Não é possível viver um grande amor sem sacrifícios.
cedo ou tarde, a necessidade dele se coloca. então descobrimos do que somos feitos.
A vida exige destemor e desapego. Em algum momento temos de arriscar, saltar no escuro, avançar sem certeza do que vai pela frente. Sobretudo no amor. Se a gente pensa demais, hesita demais, pondera demais, não acontece. As oportunidades passam, a vida passa, sem que a gente se comprometa.
Do que é mesmo que estou falando? Das opções difíceis que as relações amorosas nos oferecem. Estou falando de sacrifício.
Cada pessoa que escolhemos nos faz um tipo de exigência subjetiva. Às vezes elas são simples – como namorar e ter uma vida leve, parecida com a nossa própria. Outras vezes as escolhas são menos óbvias – como ao amar alguém que traz uma dor, ou uma carga ser partilhada.
Tenho um amigo que, assim como tantos, casou-se com uma mulher que tinha dois meninos. Ele, sendo jovem e livre, poderia ter se esquivado, mas não. Abraçou a situação e tentou ser para os garotos o melhor padrasto possível. Gostar da mulher era fácil. Quando tudo deu errado, lá na frente, por outras razões, ele sabia que havia tentado verdadeiramente.
Eu estou cada vez mais convencido que não é possível viver um grande amor sem sacrifícios. Cedo ou tarde a necessidade dele se coloca. Então descobrimos do que somos feitos.
Se uma mulher tem filhos e isso parece trabalhoso para o homem, uma mulher sem filhos provavelmente gostará de tê-los – e essa situação não será mais confortável que a anterior. Um homem com filhos pode parecer um fardo para uma mulher jovem, mas qual o fardo de viver sem o homem que ela ama?
Tenho a impressão de que vivemos acorrentados à nossa zona de conforto. Nos acostumamos a estar seguros e tranquilos. Viramos contumazes egoístas. Não abrimos mão da liberdade, do sossego, do espaço, do dinheiro, do corpo bem cuidado. Mas, neste caso, o que exatamente vamos dar ao outro, além da nossa companhia?
Conheço uma moça que se casou com um rapaz que é filho único de pais apegados – e de uma classe social diferente da dela. Ela poderia, sedutora como é, erguer uma barreira e separar gradualmente o marido dos pais, para não ser incomodada. Mas não é o que ela faz. Outro dia, saiu em viagem com o marido e os sogros, por mais de duas semanas.

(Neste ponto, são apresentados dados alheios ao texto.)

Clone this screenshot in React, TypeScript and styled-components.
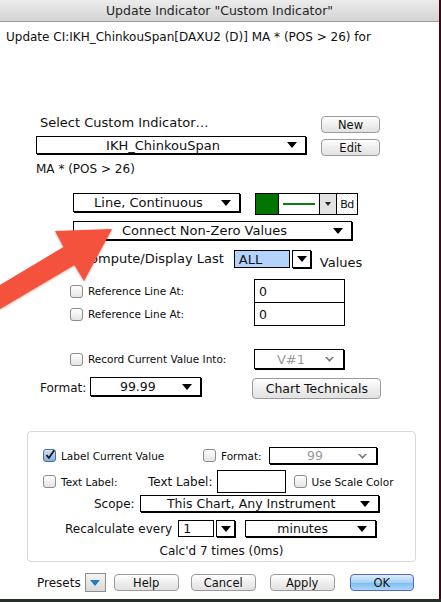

Quando eu perguntei onde ela achava energia, a resposta foi simples: “Comprei o pacote. Se eu não fizer isso, o homem que eu amo vai ficar infeliz”. Faz sentido, não faz?

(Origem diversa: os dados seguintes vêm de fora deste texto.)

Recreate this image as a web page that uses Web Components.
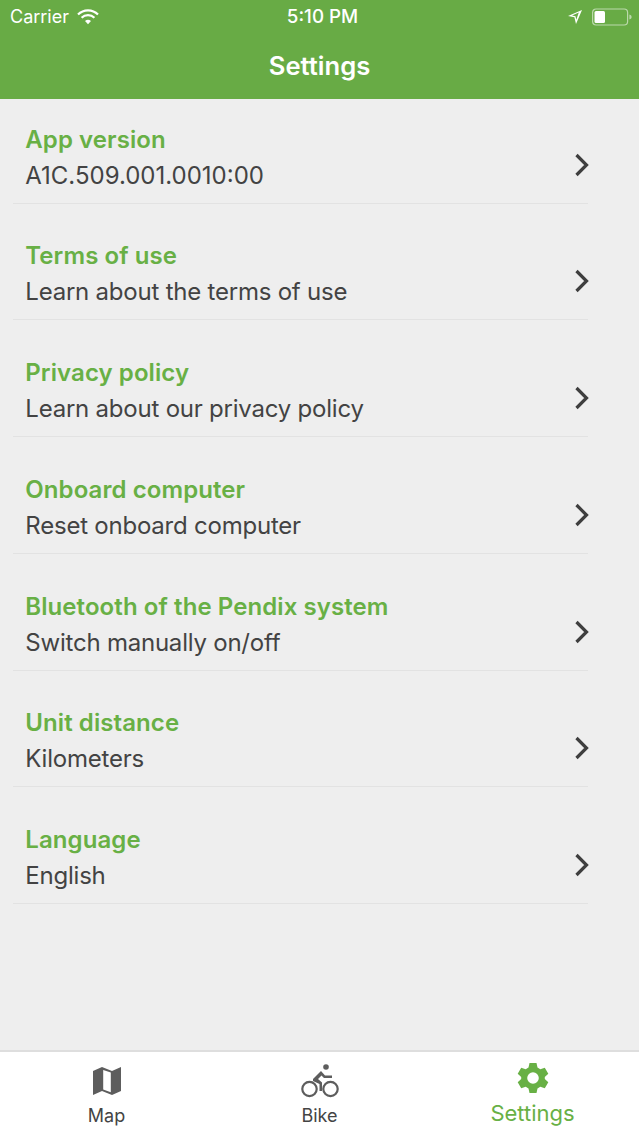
<!DOCTYPE html>
<html>
<head>
<meta charset="utf-8">
<title>Settings</title>
<style>
  html, body { margin: 0; height: 100%; }
  body { font-family: Inter, "Liberation Sans", sans-serif; background: #eeeeee; }
  app-shell { height: 1136px; }
</style>
</head>
<body>
<app-shell>
  <status-bar slot="header"></status-bar>
  <nav-title slot="header">Settings</nav-title>
  <setting-row title-text="App version" style="--sub-track: 0px">A1C.509.001.0010:00</setting-row>
  <setting-row title-text="Terms of use">Learn about the terms of use</setting-row>
  <setting-row title-text="Privacy policy">Learn about our privacy policy</setting-row>
  <setting-row title-text="Onboard computer">Reset onboard computer</setting-row>
  <setting-row title-text="Bluetooth of the Pendix system">Switch manually on/off</setting-row>
  <setting-row title-text="Unit distance">Kilometers</setting-row>
  <setting-row title-text="Language">English</setting-row>
  <tab-bar slot="footer"></tab-bar>
</app-shell>
<script>
class AppShell extends HTMLElement {
  constructor() {
    super();
    this.attachShadow({ mode: "open" }).innerHTML = `
      <style>
        :host { display: flex; flex-direction: column; }
        header { background: #68ab45; height: 99px; flex: none; }
        main { flex: 1; padding-top: 23.5px; }
      </style>
      <header><slot name="header"></slot></header>
      <main><slot></slot></main>
      <slot name="footer"></slot>`;
  }
}

class StatusBar extends HTMLElement {
  constructor() {
    super();
    this.attachShadow({ mode: "open" }).innerHTML = `
      <style>
        :host { display: grid; grid-template-columns: 1fr auto 1fr; align-items: center; height: 33px; padding: 0 7px 0 10px; color: #fff; }
        .left { display: flex; align-items: center; gap: 8px; font-size: 18px; }
        .time { font-weight: 500; font-size: 18.8px; margin-left: 3px; }
        .right { display: flex; justify-content: flex-end; align-items: center; gap: 10px; }
        svg { display: block; }
      </style>
      <div class="left">
        <span>Carrier</span>
        <svg width="22" height="16" viewBox="0 0 22 16">
          <path d="M1 5.5 A14 14 0 0 1 21 5.5" fill="none" stroke="#fff" stroke-width="2.2"/>
          <path d="M4.6 8.8 A9 9 0 0 1 17.4 8.8" fill="none" stroke="#fff" stroke-width="2.2"/>
          <path d="M8 12 L11 15.2 L14 12 A4.5 4.5 0 0 0 8 12 Z" fill="#fff"/>
        </svg>
      </div>
      <div class="time">5:10 PM</div>
      <div class="right">
        <svg width="14" height="15" viewBox="0 0 14 15"><path d="M14 1 L0 7 L6.4 8.3 L8 15 Z M10.8 3.6 L4 6.6 L7.5 7.3 L8.3 10.8 Z" fill="#fff" fill-rule="evenodd"/></svg>
        <svg width="40" height="18" viewBox="0 0 40 18">
          <rect x=".6" y="1" width="35" height="16" rx="3.5" fill="none" stroke="#fff" stroke-opacity=".55" stroke-width="1.2"/>
          <rect x="2.5" y="3" width="10.5" height="12" rx="1.5" fill="#fff"/>
          <path d="M37.4 6.5 C39 7 39.6 8 39.6 9 C39.6 10 39 11 37.4 11.5 Z" fill="#fff" fill-opacity=".55"/>
        </svg>
      </div>`;
  }
}

class NavTitle extends HTMLElement {
  constructor() {
    super();
    this.attachShadow({ mode: "open" }).innerHTML = `
      <style>
        :host { display: flex; justify-content: center; align-items: center; height: 64px; color: #fff; font-size: 25.6px; font-weight: 600; }
      </style>
      <slot></slot>`;
  }
}

class SettingRow extends HTMLElement {
  constructor() {
    super();
    this.attachShadow({ mode: "open" }).innerHTML = `
      <style>
        :host { display: flex; justify-content: space-between; align-items: flex-start; margin: 0 51px 35.8px 13px; padding: 0 0 8px 12.3px; border-bottom: 1px solid #e2e2e2; }
        .title { color: #68b045; font-size: 24px; font-weight: 600; line-height: 34px; letter-spacing: 0.08px; }
        .sub { color: #434343; font-size: 24px; line-height: 38px; letter-spacing: var(--sub-track, -0.22px); }
        svg { display: block; margin: 28px -3px 0 0; }
      </style>
      <div>
        <div class="title"></div>
        <div class="sub"><slot></slot></div>
      </div>
      <svg width="18" height="28" viewBox="0 0 18 28"><path d="M3.5 4 L13.5 14 L3.5 24" fill="none" stroke="#3e3e3e" stroke-width="3.2"/></svg>`;
    this.shadowRoot.querySelector(".title").textContent = this.getAttribute("title-text");
  }
}

class TabBar extends HTMLElement {
  constructor() {
    super();
    this.attachShadow({ mode: "open" }).innerHTML = `
      <style>
        :host { display: grid; grid-template-columns: repeat(3, 1fr); height: 84px; flex: none; background: #fff; border-top: 2px solid #dedede; }
        div { display: flex; flex-direction: column; align-items: center; color: #444; font-size: 18px; }
        svg { display: block; }
        span { line-height: 22px; }
        .map { margin-top: 15px; }
        .map + span { margin-top: 10px; }
        .bike { margin-top: 12px; }
        .bike + span { margin-top: 7px; }
        .on { color: #68b045; font-size: 22px; }
        .on svg { margin-top: 10px; }
        .on span { margin-top: 2px; line-height: 34px; }
      </style>
      <div>
        <svg class="map" width="28" height="28" viewBox="0 0 28 28"><path fill-rule="evenodd" fill="#5d5d5d" d="M0 4 L9 0 L19 4 L28 0 V24 L19 28 L9 24 L0 28 Z M10.2 3 V22.6 L17.8 25.2 V5.6 Z"/></svg>
        <span>Map</span>
      </div>
      <div>
        <svg class="bike" width="38" height="34" viewBox="0 0 38 34">
          <circle cx="8.5" cy="25" r="7.2" fill="none" stroke="#5d5d5d" stroke-width="2.2"/>
          <circle cx="29.5" cy="25" r="7.2" fill="none" stroke="#5d5d5d" stroke-width="2.2"/>
          <circle cx="25" cy="3" r="2.8" fill="#5d5d5d"/>
          <path d="M12 15 L20 7 L24 11.5 L31 11.5 V14 L23 14 L20.5 11.5 L17 15 L21 18.5 V27 H18.5 V20 L12 17 Z" fill="#5d5d5d"/>
        </svg>
        <span>Bike</span>
      </div>
      <div class="on">
        <svg width="32" height="32" viewBox="0 0 32 32"><path fill-rule="evenodd" fill="#68b045" d="M12.5 1 H19.5 L20.5 5.6 L23.3 7.2 L27.8 5.8 L31.3 11.8 L27.8 15 V17 L31.3 20.2 L27.8 26.2 L23.3 24.8 L20.5 26.4 L19.5 31 H12.5 L11.5 26.4 L8.7 24.8 L4.2 26.2 L0.7 20.2 L4.2 17 V15 L0.7 11.8 L4.2 5.8 L8.7 7.2 L11.5 5.6 Z M16 10.2 A5.8 5.8 0 1 0 16 21.8 A5.8 5.8 0 1 0 16 10.2 Z"/></svg>
        <span>Settings</span>
      </div>`;
  }
}

customElements.define("app-shell", AppShell);
customElements.define("status-bar", StatusBar);
customElements.define("nav-title", NavTitle);
customElements.define("setting-row", SettingRow);
customElements.define("tab-bar", TabBar);
</script>
</body>
</html>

O que não faz sentido é uma vida confortável e vazia.
Cada vez que a gente se abre verdadeiramente para o outro, corre o risco de ser envolvido pelo drama da vida dele. Problemas de saúde. Depressão. O pai que bebe. A irmã maluca. É mais fácil estender um cordão sanitário em volta de si mesmo – ou do seu casamento estagnado – e evitar com unhas e dentes qualquer coisa que atrapalhe. Mas isso, de forma muito clara, significa renunciar a viver. Ou, pelo menos, a viver aspectos essenciais da sua própria existência.
Nós somos filhos dos nossos temores, porém. Fomos educados pelo medo. A perspectiva da alegria brilha menos do que a lembrança do infortúnio. Por isso somos cautelosos e egoístas. Por isso deixamos que o futuro passe ao largo sem esboçar um gesto para detê-lo. Depois nos queixaremos, velhotes, que a vida não trouxe nada fora do cardápio. Quando ofereceu, recusamos.
Melhor seria se nos deixássemos levar pela mão do amor a circunstâncias novas e misteriosas. Seríamos mais felizes se pudéssemos amar o outro tão profundamente que as mesquinharia ficassem para trás como malas inúteis. Se pudéssemos fazer com que as necessidades do outro fossem parte da nossa vida, seríamos como um. Ou quase.
Como se chega a isso? Não sei. Perdemos a fórmula, se algum dia ela existiu. Agora teremos de improvisar e descobrir. Certamente, não adianta afirmar, a todo momento, as nossas prioridades, as nossas necessidades e os nossos medos. A vida exige coragem. E amar exige generosidade.